#### [Brief]
Every line from the one holding "Rebuild this screenshot" through the one holding "text-[#0a0a0a] font-['Lato','Noto_Sans',sans-serif] h-[701px]" should be returned exactly, both included; the pictures should not.

[Items listed in a dataset]
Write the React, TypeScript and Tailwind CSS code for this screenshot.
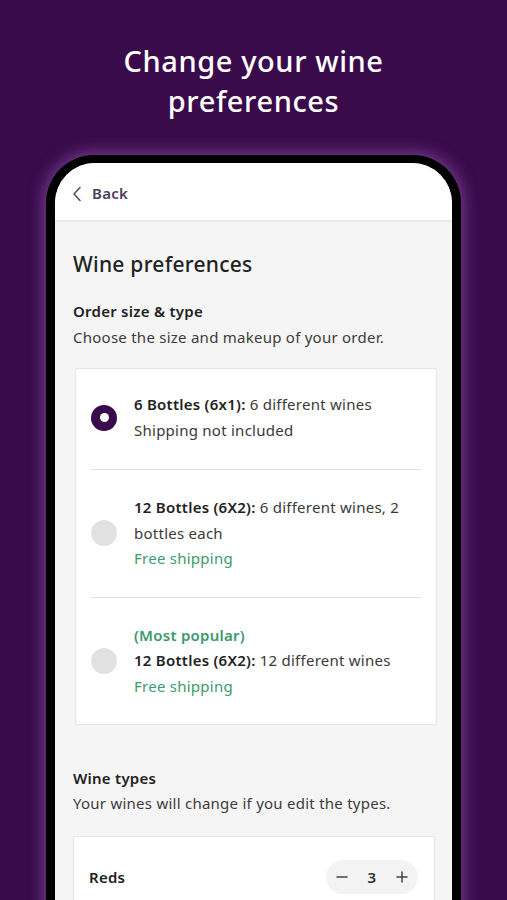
import React from 'react';

const font = { fontFamily: '"Noto Sans", "Open Sans", sans-serif' };

const options = [
  { selected: true, popular: false, bold: '6 Bottles (6x1):', rest: ' 6 different wines', note: 'Shipping not included', free: false },
  { selected: false, popular: false, bold: '12 Bottles (6X2):', rest: ' 6 different wines, 2 bottles each', note: 'Free shipping', free: true },
  { selected: false, popular: true, bold: '12 Bottles (6X2):', rest: ' 12 different wines', note: 'Free shipping', free: true },
];

const Radio: React.FC<{ on: boolean }> = ({ on }) =>
  on ? (
    <div className="w-[26px] h-[26px] rounded-full bg-[#3a0b4b] flex items-center justify-center shrink-0">
      <div className="w-[9px] h-[9px] rounded-full bg-white" />
    </div>
  ) : (
    <div className="w-[26px] h-[26px] rounded-full bg-[#e1e1e1] shrink-0" />
  );

export default function App() {
  return (
    <div className="w-[507px] h-[900px] overflow-hidden bg-[#3a0b4b]" style={font}>
      <h1 className="pt-[41px] text-center text-white text-[29px] leading-[40px] font-medium tracking-[0.6px]">
        Change your wine
        <br />
        preferences
      </h1>

      <div className="mt-[34px] mx-[46px] h-[800px] rounded-t-[48px] bg-black px-[9px] pt-[8px] shadow-[0_0_14px_4px_rgba(150,90,180,0.55)]">
        <div className="h-full rounded-t-[40px] overflow-hidden bg-[#f5f5f5] tracking-[0.25px]">
          <div className="h-[59px] bg-white border-b-2 border-[#e9e9e9] flex items-center pl-[17px] pt-[4px]">
            <svg width="10" height="16" viewBox="0 0 10 16" fill="none" stroke="#555" strokeWidth="1.6" strokeLinecap="round" strokeLinejoin="round">
              <path d="M8 1.5 L2 8 L8 14.5" />
            </svg>
            <span className="ml-[10px] text-[15px] font-semibold text-[#4b3c5e]">Back</span>
          </div>

          <div className="px-[18px]">
            <h2 className="mt-[28px] text-[21px] leading-[28px] font-medium text-[#222]">Wine preferences</h2>
            <h3 className="mt-[23px] text-[15px] leading-[20px] font-semibold text-[#222]">Order size &amp; type</h3>
            <p className="mt-[6px] text-[15px] leading-[20px] text-[#3c3c3c]">Choose the size and makeup of your order.</p>

            <div className="mt-[21px] ml-[2px] w-[362px] bg-white border border-[#e3e3e3] rounded-[2px] px-[15px]">
              {options.map((o, i) => (
                <div
                  key={i}
                  className={`flex items-center gap-[17px] ${i === 0 ? 'pt-[23px] pb-[26px]' : 'py-[25px]'} ${i < options.length - 1 ? 'border-b border-[#e2e2e2]' : ''}`}
                >
                  <Radio on={o.selected} />
                  <div className="text-[15px] leading-[25.5px] text-[#3a3a3a]">
                    {o.popular && <div className="font-semibold text-[#3d9a6d]">(Most popular)</div>}
                    <div>
                      <span className="font-semibold text-[#222]">{o.bold}</span>
                      {o.rest}
                    </div>
                    <div className={o.free ? 'text-[#3d9a6d]' : ''}>{o.note}</div>
                  </div>
                </div>
              ))}
            </div>

            <h3 className="mt-[43px] text-[15px] leading-[20px] font-semibold text-[#222]">Wine types</h3>
            <p className="mt-[5px] text-[15px] leading-[20px] text-[#3c3c3c]">Your wines will change if you edit the types.</p>

            <div className="mt-[23px] w-[362px] bg-white border border-[#e3e3e3] rounded-[2px] pl-[15px] pr-[16px] pt-[23px] pb-[20px]">
              <div className="flex items-center justify-between">
                <span className="text-[15px] font-semibold text-[#222]">Reds</span>
                <div className="w-[92px] h-[34px] rounded-full bg-[#f3f3f3] flex items-center justify-between px-[10px] text-[#333]">
                  <svg width="12" height="12" viewBox="0 0 12 12" stroke="#444" strokeWidth="1.5" strokeLinecap="round">
                    <path d="M1 6 H11" />
                  </svg>
                  <span className="text-[15px] font-semibold">3</span>
                  <svg width="12" height="12" viewBox="0 0 12 12" stroke="#444" strokeWidth="1.5" strokeLinecap="round">
                    <path d="M1 6 H11 M6 1 V11" />
                  </svg>
                </div>
              </div>
            </div>
          </div>
        </div>
      </div>
    </div>
  );
}
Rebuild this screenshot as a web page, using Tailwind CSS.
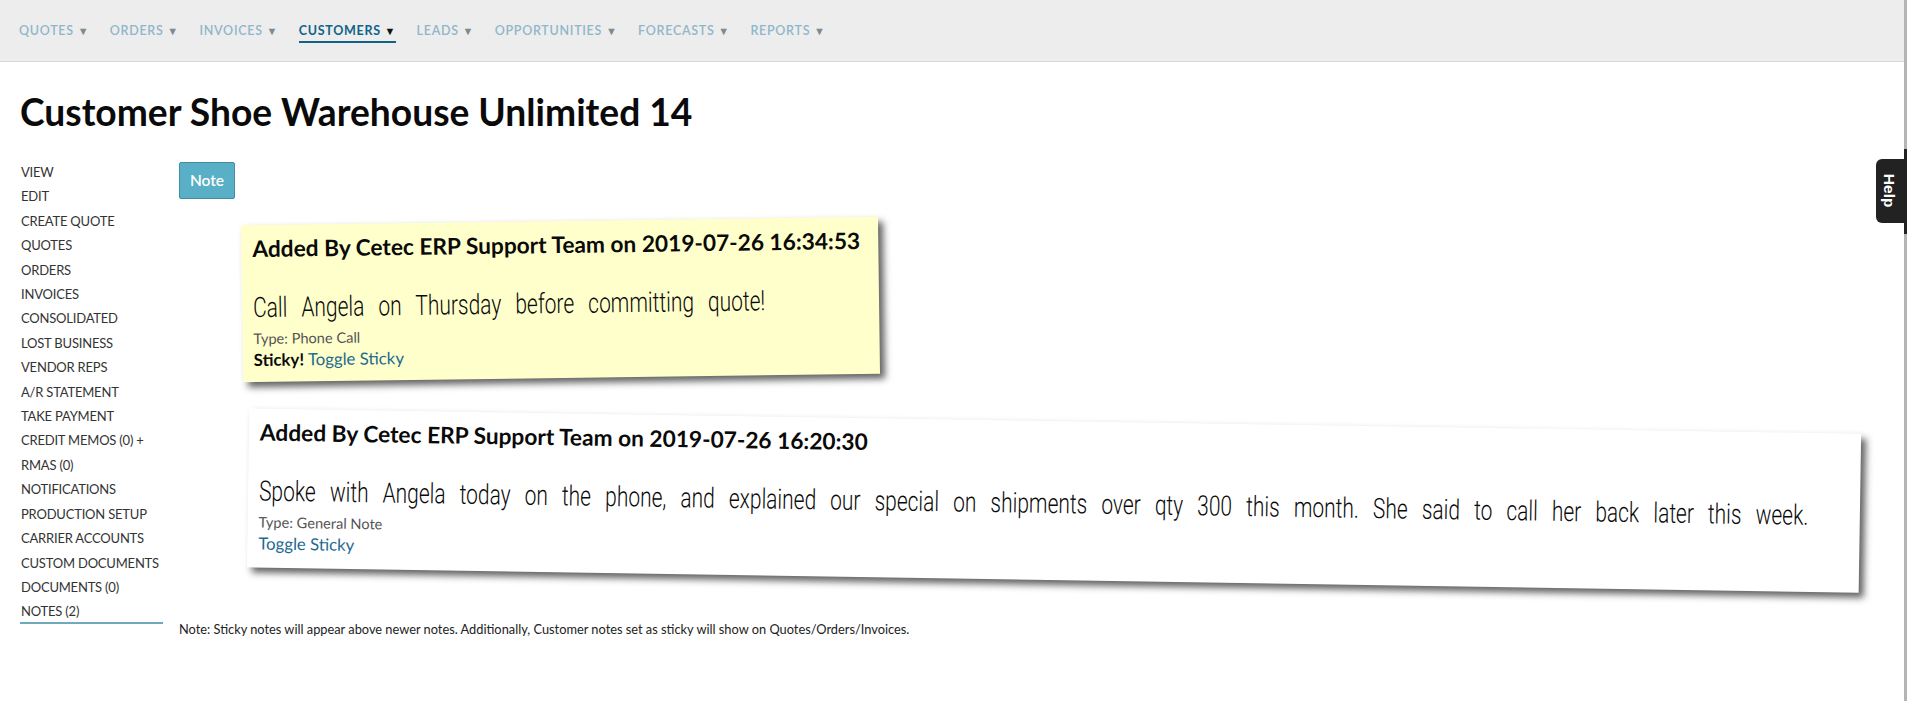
<!DOCTYPE html>
<html lang="en">
<head>
  <meta charset="UTF-8" />
  <meta name="viewport" content="width=device-width, initial-scale=1.0" />
  <title>Customer Shoe Warehouse Unlimited 14</title>
  <script src="https://cdn.jsdelivr.net/npm/@tailwindcss/browser@4"></script>
</head>
<body class="bg-white text-[#0a0a0a] font-['Lato','Noto_Sans',sans-serif] h-[701px] overflow-hidden relative">

  <header class="h-[62px] bg-[#ededed] border-b border-[#d8d8d8] flex items-start gap-[20.5px] pl-[19px] pt-[22px] text-[12.5px] font-semibold tracking-[0.72px] text-[#8fb6ca]">
    <a class="h-[21px]">QUOTES <span class="text-[#7d8a92] text-[11px]">▼</span></a>
    <a class="h-[21px]">ORDERS <span class="text-[#7d8a92] text-[11px]">▼</span></a>
    <a class="h-[21px]">INVOICES <span class="text-[#7d8a92] text-[11px]">▼</span></a>
    <a class="h-[21px] text-[#0f6488] font-bold border-b-2 border-[#0f6488]">CUSTOMERS <span class="text-[#111] text-[11px]">▼</span></a>
    <a class="h-[21px]">LEADS <span class="text-[#7d8a92] text-[11px]">▼</span></a>
    <a class="h-[21px]">OPPORTUNITIES <span class="text-[#7d8a92] text-[11px]">▼</span></a>
    <a class="h-[21px]">FORECASTS <span class="text-[#7d8a92] text-[11px]">▼</span></a>
    <a class="h-[21px]">REPORTS <span class="text-[#7d8a92] text-[11px]">▼</span></a>
  </header>

  <h1 class="ml-[20px] mt-[27px] text-[37.2px] leading-[46px] font-bold">Customer Shoe Warehouse Unlimited 14</h1>

  <div class="flex mt-[27px] ml-[20px]">
    <nav class="w-[163px] shrink-0 flex flex-col text-[13px] tracking-[-0.2px] leading-[24.4px] text-[#333] mt-[-2px] whitespace-nowrap">
      <a class="pl-px">VIEW</a>
      <a class="pl-px">EDIT</a>
      <a class="pl-px">CREATE QUOTE</a>
      <a class="pl-px">QUOTES</a>
      <a class="pl-px">ORDERS</a>
      <a class="pl-px">INVOICES</a>
      <a class="pl-px">CONSOLIDATED</a>
      <a class="pl-px">LOST BUSINESS</a>
      <a class="pl-px">VENDOR REPS</a>
      <a class="pl-px">A/R STATEMENT</a>
      <a class="pl-px">TAKE PAYMENT</a>
      <a class="pl-px">CREDIT MEMOS (0) +</a>
      <a class="pl-px">RMAS (0)</a>
      <a class="pl-px">NOTIFICATIONS</a>
      <a class="pl-px">PRODUCTION SETUP</a>
      <a class="pl-px">CARRIER ACCOUNTS</a>
      <a class="pl-px">CUSTOM DOCUMENTS</a>
      <a class="pl-px">DOCUMENTS (0)</a>
      <a class="pl-px border-b-2 border-[#6fa9bd] h-[25px] w-[143px]">NOTES (2)</a>
    </nav>

    <main class="ml-[-4px] flex-1 flex flex-col items-start">
      <button class="w-[56px] h-[37px] bg-[#58afc6] border border-[#3f8ea6] rounded-[2px] text-white text-[15.5px] font-semibold">Note</button>

      <section class="ml-[63px] mt-[22px] w-[637px] h-[157px] bg-[#ffffcc] rotate-[-0.76deg] shadow-[5px_5px_7px_rgba(33,33,33,0.7)] pl-[11px] pt-[8px]">
        <h3 class="text-[22.7px] leading-[32px] font-bold">Added By Cetec ERP Support Team on 2019-07-26 16:34:53</h3>
        <p class="mt-[27px] h-[36px] text-[28px] leading-[32px] font-['Roboto',sans-serif] font-light [word-spacing:12px] whitespace-nowrap origin-left scale-x-[0.748]">Call Angela on Thursday before committing quote!</p>
        <p class="text-[14.6px] leading-[21px] text-[#555]">Type: Phone Call</p>
        <p class="text-[16.8px] leading-[21px]"><b>Sticky!</b> <a class="text-[#1d6a8f]">Toggle Sticky</a></p>
      </section>

      <section class="ml-[69px] mt-[43px] w-[1612px] h-[159px] bg-white rotate-[0.9deg] shadow-[5px_5px_7px_rgba(33,33,33,0.7)] pl-[11px] pt-[8px]">
        <h3 class="text-[22.7px] leading-[32px] font-bold">Added By Cetec ERP Support Team on 2019-07-26 16:20:30</h3>
        <p class="mt-[27px] h-[36px] text-[28px] leading-[32px] font-['Roboto',sans-serif] font-light [word-spacing:12px] whitespace-nowrap origin-left scale-x-[0.748]">Spoke with Angela today on the phone, and explained our special on shipments over qty 300 this month. She said to call her back later this week.</p>
        <p class="text-[14.6px] leading-[21px] text-[#555]">Type: General Note</p>
        <p class="text-[16.8px] leading-[21px]"><a class="text-[#1d6a8f]">Toggle Sticky</a></p>
      </section>

      <p class="mt-[40px] text-[12.8px] leading-[18px] text-[#222]">Note: Sticky notes will appear above newer notes. Additionally, Customer notes set as sticky will show on Quotes/Orders/Invoices.</p>
    </main>
  </div>

  <div class="absolute right-0 top-0 w-[3px] h-full bg-[#b5b5b5]"></div>
  <div class="absolute right-0 top-[149px] w-[3px] h-[85px] bg-[#222]"></div>
  <div class="absolute right-[3px] top-[159px] w-[28px] h-[64px] bg-[#222] rounded-l-[6px] flex items-center justify-center">
    <span class="rotate-90 text-white text-[15.5px] font-bold font-['Liberation_Sans',sans-serif]">Help</span>
  </div>

</body>
</html>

#### [Output]
Rebuild this screenshot as a web page, using Tailwind CSS.
<!DOCTYPE html>
<html lang="en">
<head>
  <meta charset="UTF-8" />
  <meta name="viewport" content="width=device-width, initial-scale=1.0" />
  <title>Customer Shoe Warehouse Unlimited 14</title>
  <script src="https://cdn.jsdelivr.net/npm/@tailwindcss/browser@4"></script>
</head>
<body class="bg-white text-[#0a0a0a] font-['Lato','Noto_Sans',sans-serif] h-[701px] overflow-hidden relative">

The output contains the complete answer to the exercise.